By the late sixties, Coeur d’Alene’s northward expansion had created a small strip of dining establishments on Appleway, near the town’s first indoor shopping mall, which was anchored by Buttrey Food & Drug and Montgomery Ward and was a huge deal at the time, despite only having about ten stores. The place had a distinct odor I can still almost conjure in my head which was specific to shopping malls of the era, a pungent mix of cafeteria fumes, new plastic shoes, hot popcorn, and artificial air. Nearby were both Elsie’s Dakota Café and Marie’s Coffee Stop Café, satisfying hungry mall shoppers who lined up at the lunch counters to have some soup and a sandwich and gaze longingly into rotating displays of pies and cakes. Both diners were run by big, loveable ladies who always sat in the back and treated all their customers like family.

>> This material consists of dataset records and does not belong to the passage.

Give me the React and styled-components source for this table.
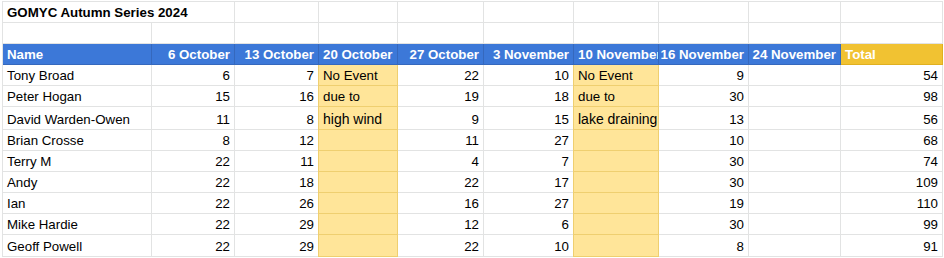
import React from 'react';
import styled, { createGlobalStyle } from 'styled-components';

const GlobalStyle = createGlobalStyle`
  html, body {
    margin: 0;
    padding: 0;
    background: #fff;
    overflow: hidden;
  }
  body {
    font-family: 'Liberation Sans', Arial, sans-serif;
  }
`;

const GRID = '#e2e3e3';
const BLUE = '#3c78d8';
const BLUE_LINE = '#3568bd';
const GOLD = '#f1c232';
const PALE = '#ffe599';
const PALE_LINE = '#efcf70';

const Sheet = styled.div`
  display: grid;
  grid-template-columns: 149px 83px 84px 79px 86px 90px 85px 90px 92px 102px;
  grid-template-rows: 21px 21px 21px 21px 21px 23px 21px 21px 21px 21px 21px 22px;
  margin: 1px 0 0 2px;
  border-top: 1px solid ${GRID};
  border-left: 1px solid ${GRID};
  width: max-content;
`;

const Cell = styled.div`
  box-sizing: border-box;
  display: flex;
  align-items: flex-end;
  justify-content: ${(p) => (p.$right ? 'flex-end' : 'flex-start')};
  padding: 0 4px 2px 4px;
  border-right: 1px solid ${(p) => p.$line || GRID};
  border-bottom: 1px solid ${(p) => p.$line || GRID};
  background: ${(p) => p.$bg || 'transparent'};
  color: ${(p) => p.$color || '#000'};
  font-size: ${(p) => p.$size || '13.3px'};
  font-weight: ${(p) => (p.$bold ? 700 : 400)};
  line-height: 15px;
  white-space: nowrap;
  overflow: hidden;
  grid-column: ${(p) => (p.$span ? `span ${p.$span}` : 'auto')};
  margin-left: ${(p) => (p.$overlap ? '-1px' : '0')};
  position: relative;
`;

const Title = styled(Cell)`
  font-weight: 700;
`;

const HeadCell = styled(Cell).attrs({ $bold: true, $color: '#fff' })``;

const NoteCell = styled(Cell)`
  border-left: 1px solid ${PALE_LINE};
  padding-left: 4px;
  padding-right: 2px;
`;

const headers = [
  { t: 'Name' },
  { t: '6 October', r: true },
  { t: '13 October', r: true },
  { t: '20 October' },
  { t: '27 October', r: true },
  { t: '3 November', r: true },
  { t: '10 November' },
  { t: '16 November', r: true },
  { t: '24 November', r: true },
  { t: 'Total', gold: true },
];

const note20 = ['No Event', 'due to', 'high wind'];
const note10 = ['No Event', 'due to', 'lake draining'];

const rows = [
  ['Tony Broad', 6, 7, 22, 10, 9, 54],
  ['Peter Hogan', 15, 16, 19, 18, 30, 98],
  ['David Warden-Owen', 11, 8, 9, 15, 13, 56],
  ['Brian Crosse', 8, 12, 11, 27, 10, 68],
  ['Terry M', 22, 11, 4, 7, 30, 74],
  ['Andy', 22, 18, 22, 17, 30, 109],
  ['Ian', 22, 26, 16, 27, 19, 110],
  ['Mike Hardie', 22, 29, 12, 6, 30, 99],
  ['Geoff Powell', 22, 29, 22, 10, 8, 91],
];

const NoEvent = ({ text, big }) => (
  <NoteCell $bg={PALE} $line={PALE_LINE} $overlap $size={big ? '14px' : undefined}>
    {text}
  </NoteCell>
);

const App = () => (
  <>
    <GlobalStyle />
    <Sheet>
      <Title $span={2}>GOMYC Autumn Series 2024</Title>
      {Array.from({ length: 8 }).map((_, i) => (
        <Cell key={`t${i}`} />
      ))}
      {Array.from({ length: 10 }).map((_, i) => (
        <Cell key={`b${i}`} />
      ))}
      {headers.map((h) => (
        <HeadCell
          key={h.t}
          $right={h.r}
          $bg={h.gold ? GOLD : BLUE}
          $line={h.gold ? '#e0b020' : BLUE_LINE}
        >
          {h.t}
        </HeadCell>
      ))}
      {rows.map((r, i) => {
        const [name, a, b, c, d, e, total] = r;
        const big = i === 2;
        return (
          <React.Fragment key={name}>
            <Cell>{name}</Cell>
            <Cell $right>{a}</Cell>
            <Cell $right>{b}</Cell>
            <NoEvent text={note20[i] || ''} big={big} />
            <Cell $right>{c}</Cell>
            <Cell $right>{d}</Cell>
            <NoEvent text={note10[i] || ''} big={big} />
            <Cell $right>{e}</Cell>
            <Cell />
            <Cell $right>{total}</Cell>
          </React.Fragment>
        );
      })}
    </Sheet>
  </>
);

export default App;
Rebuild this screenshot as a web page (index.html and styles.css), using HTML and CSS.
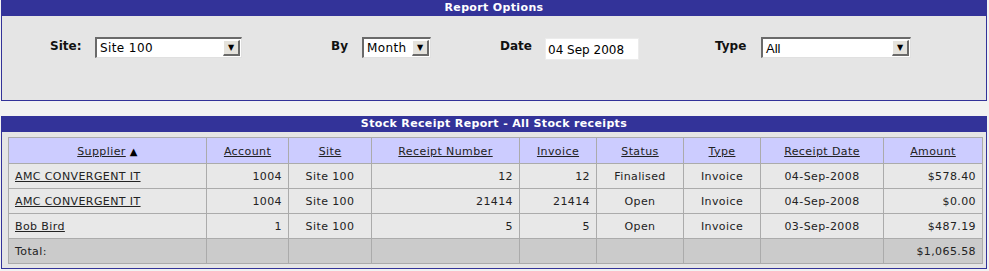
FILE: index.html
```html
<!DOCTYPE html>
<html>
<head>
  <meta charset="utf-8">
  <title>Stock Receipt Report</title>
  <link rel="stylesheet" href="styles.css">
</head>
<body>
  <div class="panel options-panel">
    <div class="panel-title">Report Options</div>
    <div class="options">
      <label class="opt-label">Site:</label>
      <div class="opt-field">
        <div class="fake-select site-select"><span class="sel-text">Site 100</span><span class="sel-btn">&#9660;</span></div>
      </div>
      <label class="opt-label">By</label>
      <div class="opt-field">
        <div class="fake-select by-select"><span class="sel-text">Month</span><span class="sel-btn">&#9660;</span></div>
      </div>
      <label class="opt-label">Date</label>
      <div class="opt-field">
        <input class="date-input" type="text" value="04 Sep 2008">
      </div>
      <label class="opt-label">Type</label>
      <div class="opt-field">
        <div class="fake-select type-select"><span class="sel-text type-text">All</span><span class="sel-btn">&#9660;</span></div>
      </div>
    </div>
  </div>

  <div class="panel report-panel">
    <div class="panel-title">Stock Receipt Report - All Stock receipts</div>
    <div class="report-body">
      <table class="report">
        <colgroup>
          <col style="width:198px"><col style="width:82px"><col style="width:83px">
          <col style="width:148px"><col style="width:77px"><col style="width:87px">
          <col style="width:77px"><col style="width:123px"><col style="width:99px">
        </colgroup>
        <thead>
          <tr>
            <th><a href="#">Supplier</a> <span class="sort">&#9650;</span></th>
            <th><a href="#">Account</a></th>
            <th><a href="#">Site</a></th>
            <th><a href="#">Receipt Number</a></th>
            <th><a href="#">Invoice</a></th>
            <th><a href="#">Status</a></th>
            <th><a href="#">Type</a></th>
            <th><a href="#">Receipt Date</a></th>
            <th><a href="#">Amount</a></th>
          </tr>
        </thead>
        <tbody>
          <tr>
            <td><a href="#">AMC CONVERGENT IT</a></td>
            <td class="num">1004</td>
            <td class="mid">Site 100</td>
            <td class="num">12</td>
            <td class="num">12</td>
            <td class="mid">Finalised</td>
            <td class="mid">Invoice</td>
            <td class="mid">04-Sep-2008</td>
            <td class="num">$578.40</td>
          </tr>
          <tr>
            <td><a href="#">AMC CONVERGENT IT</a></td>
            <td class="num">1004</td>
            <td class="mid">Site 100</td>
            <td class="num">21414</td>
            <td class="num">21414</td>
            <td class="mid">Open</td>
            <td class="mid">Invoice</td>
            <td class="mid">04-Sep-2008</td>
            <td class="num">$0.00</td>
          </tr>
          <tr>
            <td><a href="#">Bob Bird</a></td>
            <td class="num">1</td>
            <td class="mid">Site 100</td>
            <td class="num">5</td>
            <td class="num">5</td>
            <td class="mid">Open</td>
            <td class="mid">Invoice</td>
            <td class="mid">03-Sep-2008</td>
            <td class="num">$487.19</td>
          </tr>
          <tr class="total">
            <td>Total:</td>
            <td></td><td></td><td></td><td></td><td></td><td></td><td></td>
            <td class="num">$1,065.58</td>
          </tr>
        </tbody>
      </table>
    </div>
  </div>
</body>
</html>
```

FILE: styles.css
```css
* {
  box-sizing: border-box;
}

body {
  margin: 0;
  padding: 0 2px 0 1px;
  background: #f2f2f2;
  font-family: "DejaVu Sans", Verdana, sans-serif;
  font-size: 11px;
  color: #222;
}

.panel {
  width: 986px;
  background: #e5e5e5;
  border: 1px solid #333399;
  border-top: none;
}

.panel-title {
  height: 16px;
  line-height: 16px;
  background: #333399;
  color: #fff;
  font-weight: bold;
  font-size: 11px;
  letter-spacing: 0.35px;
  text-align: center;
}

.options-panel {
  height: 101px;
}

.report-panel {
  margin-top: 15px;
}

/* Option row */
.options {
  display: grid;
  grid-template-columns: 45px 236px 31px 138px 45px 170px 46px 150px;
  align-items: start;
  padding: 21px 0 0 48px;
}

.opt-label {
  font-weight: bold;
  font-size: 12px;
  color: #111;
  padding-top: 2px;
}

.fake-select {
  display: flex;
  align-items: center;
  height: 21px;
  background: #fff;
  border-top: 2px solid #6a6a6a;
  border-left: 2px solid #6a6a6a;
  border-right: 1px solid #e0e0e0;
  border-bottom: 1px solid #e0e0e0;
  color: #000;
}

.sel-text {
  flex: 1;
  padding-left: 3px;
  font-family: "DejaVu Sans", Verdana, sans-serif;
  font-size: 12px;
  letter-spacing: 0.4px;
}

.type-text {
  font-family: "Liberation Sans", Arial, sans-serif;
  font-size: 13px;
  letter-spacing: 0;
}

.sel-btn {
  width: 17px;
  height: 16px;
  margin-right: 1px;
  background: #e4e2dc;
  border-top: 1px solid #fff;
  border-left: 1px solid #fff;
  border-right: 2px solid #6a6a6a;
  border-bottom: 2px solid #6a6a6a;
  font-size: 8px;
  line-height: 13px;
  text-align: center;
  color: #000;
}

.site-select {
  width: 147px;
}

.by-select {
  width: 69px;
}

.type-select {
  width: 150px;
}

.date-input {
  width: 94px;
  height: 22px;
  margin-top: 1px;
  border: 1px solid #ececec;
  background: #fff;
  padding: 1px 2px 0;
  font-family: "DejaVu Sans", Verdana, sans-serif;
  font-size: 12px;
  color: #000;
  outline: none;
}

/* Report table */
.report-body {
  padding: 5px 3px 4px 6px;
}

.report {
  width: 974px;
  border-collapse: collapse;
  table-layout: fixed;
  letter-spacing: 0.4px;
}

.report th,
.report td {
  border: 1px solid #ababab;
  padding: 0 6px;
  height: 25px;
  white-space: nowrap;
}

.report th {
  height: 26px;
  padding-top: 1px;
  background: #ccccff;
  font-weight: normal;
  text-align: center;
}

.report td {
  background: #e8e8e8;
}

.report a {
  color: #222;
}

.report .num {
  text-align: right;
}

.report .mid {
  text-align: center;
}

.sort {
  font-size: 10px;
  color: #000;
}

.report .total td {
  background: #cbcbcb;
}
```
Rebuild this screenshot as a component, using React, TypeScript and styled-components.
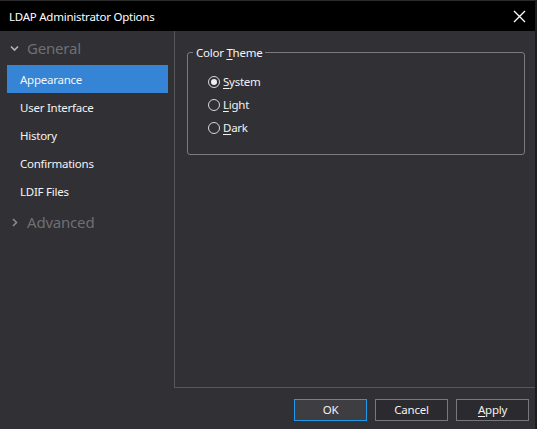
import styled, { createGlobalStyle } from "styled-components"

const GlobalStyle = createGlobalStyle`
	html, body {
		margin: 0;
		padding: 0;
		background: #313035;
	}
	* {
		box-sizing: border-box;
	}
`

const Window = styled.div`
	width: 537px;
	height: 429px;
	display: flex;
	flex-direction: column;
	background: #313035;
	border-right: 2px solid #1d1c20;
	font-family: "Noto Sans", "Segoe UI", sans-serif;
	font-size: 11.5px;
	letter-spacing: -0.25px;
	color: #f2f2f2;
	overflow: hidden;
`

const TitleBar = styled.div`
	height: 31px;
	flex: none;
	background: #000;
	display: flex;
	align-items: center;
	justify-content: space-between;
	padding: 0 9px 0 9px;
	border-top: 1px solid #2a2a2a;
`

const Title = styled.span`
	color: #fff;
`

const CloseButton = styled.button`
	background: none;
	border: none;
	padding: 0;
	width: 14px;
	height: 14px;
	display: flex;
	align-items: center;
	justify-content: center;
	cursor: pointer;
`

const Main = styled.div`
	flex: 1;
	display: flex;
	min-height: 0;
`

const Sidebar = styled.nav`
	width: 174px;
	flex: none;
	padding-top: 3px;
	display: flex;
	flex-direction: column;
`

const GroupHeader = styled.div`
	height: 28px;
	margin: 0 0 3px 0;
	display: flex;
	align-items: center;
	padding-left: 10px;
	gap: 8px;
	font-size: 15px;
	letter-spacing: -0.2px;
	color: #6f6f72;
`

const NavItem = styled.div<{ $active?: boolean }>`
	height: 28px;
	margin: 0 6px 0 7px;
	padding-left: 13px;
	display: flex;
	align-items: center;
	background: ${p => p.$active ? "#3584d5" : "transparent"};
	color: #f4f4f4;
`

const AdvancedHeader = styled(GroupHeader)`
	margin-top: 3px;
`

const Content = styled.section`
	flex: 1;
	border-left: 1px solid #58575c;
	border-bottom: 1px solid #58575c;
	padding: 14px 10px 0 12px;
`

const GroupBox = styled.fieldset`
	margin: 0;
	width: 338px;
	padding: 10px 0 15px 5px;
	border: 1px solid #7b7a7f;
	border-radius: 3px;
`

const Legend = styled.legend`
	margin-left: 0;
	padding: 0 3px;
	color: #f4f4f4;
`

const RadioList = styled.div`
	display: flex;
	flex-direction: column;
	padding-left: 15px;
`

const RadioRow = styled.label`
	height: 23px;
	display: flex;
	align-items: center;
	gap: 3px;
	cursor: pointer;
`

const RadioCircle = styled.span<{ $checked?: boolean }>`
	width: 12px;
	height: 12px;
	border-radius: 50%;
	border: 1px solid #d8d8d8;
	display: flex;
	align-items: center;
	justify-content: center;
	&::after {
		content: "";
		width: 6px;
		height: 6px;
		border-radius: 50%;
		background: ${p => p.$checked ? "#f0f0f0" : "transparent"};
	}
`

const Key = styled.span`
	text-decoration: underline;
	text-underline-offset: 2px;
`

const Footer = styled.div`
	height: 41px;
	flex: none;
	display: flex;
	justify-content: flex-end;
	align-items: center;
	gap: 8px;
	padding-right: 6px;
	padding-top: 2px;
`

const Button = styled.button<{ $primary?: boolean }>`
	width: 73px;
	height: 22px;
	border: 1px solid ${p => p.$primary ? "#1b9bea" : "#78777c"};
	background: ${p => p.$primary ? "#3e3d42" : "#2b2a2f"};
	color: #f2f2f2;
	font-family: inherit;
	font-size: inherit;
	letter-spacing: inherit;
	padding: 0;
	cursor: pointer;
`

function CloseIcon() {
	return (
		<svg width="13" height="13" viewBox="0 0 13 13">
			<path d="M1 1 L12 12 M12 1 L1 12" stroke="#fff" strokeWidth="1.3" fill="none" />
		</svg>
	)
}

function Chevron({ open }: { open?: boolean }) {
	return (
		<svg width="9" height="9" viewBox="0 0 9 9">
			{open
				? <path d="M1 2.5 L4.5 6 L8 2.5" stroke="#b4b4b8" strokeWidth="1.6" fill="none" />
				: <path d="M3 1 L6.5 4.5 L3 8" stroke="#8a8a8e" strokeWidth="1.6" fill="none" />
			}
		</svg>
	)
}

const themes = [
	{ key: "S", rest: "ystem", checked: true },
	{ key: "L", rest: "ight", checked: false },
	{ key: "D", rest: "ark", checked: false },
]

const navItems = ["Appearance", "User Interface", "History", "Confirmations", "LDIF Files"]

export default function App() {
	return (
		<>
			<GlobalStyle />
			<Window>
				<TitleBar>
					<Title>LDAP Administrator Options</Title>
					<CloseButton aria-label="Close">
						<CloseIcon />
					</CloseButton>
				</TitleBar>

				<Main>
					<Sidebar>
						<GroupHeader>
							<Chevron open />
							General
						</GroupHeader>
						{navItems.map((item, i) => (
							<NavItem key={item} $active={i === 0}>{item}</NavItem>
						))}
						<AdvancedHeader>
							<Chevron />
							Advanced
						</AdvancedHeader>
					</Sidebar>

					<Content>
						<GroupBox>
							<Legend>Color <Key>T</Key>heme</Legend>
							<RadioList>
								{themes.map(t => (
									<RadioRow key={t.key}>
										<RadioCircle $checked={t.checked} />
										<span><Key>{t.key}</Key>{t.rest}</span>
									</RadioRow>
								))}
							</RadioList>
						</GroupBox>
					</Content>
				</Main>

				<Footer>
					<Button $primary>OK</Button>
					<Button>Cancel</Button>
					<Button><Key>A</Key>pply</Button>
				</Footer>
			</Window>
		</>
	)
}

Further west on Appleway, the Log Cabin Restaurant was considered fairly elegant at the time, boasting an extensive salad bar, perhaps the first of its kind in the area. Along with perennially popular favorites like Chicken Fried Steak and Spaghetti & Meatballs, menu options included more dated fare such as Liver & Onions and a Monte Cristo Sandwich (my favorite item you never see on menus anymore).
Cedar’s Floating Restaurant had recently opened its doors quite literally on the lake near the newly completed US-95 Bridge, and although it was well-known for it’s incredible steak and baked potato special and “soft lights” cocktail lounge, it wasn’t for the seasickness prone. I have some old photos of my parents and friends ringing in the New Year in 1968 out at the ultra-kitschy Happy Hour, which was just west of town on Seltice Way where The Grail sits now. The place looks smoky and cave-like, the depressing wood paneling and burgundy velvet wallpaper contrasting sharply with the florid hues of their outfits and dazzling party hats. Here was the local mecca for buffet-style dining, with a Wednesday all-you-can-eat Chicken Dinner and a splurge-worthy $2.85 Seafood Smorgasbord with 8 different seafood items including Alaskan king crab, lobster tail, and grilled fillet of Mau Mau Fish. Wait a second, wasn’t that the name of one of the bands playing down at the junior college?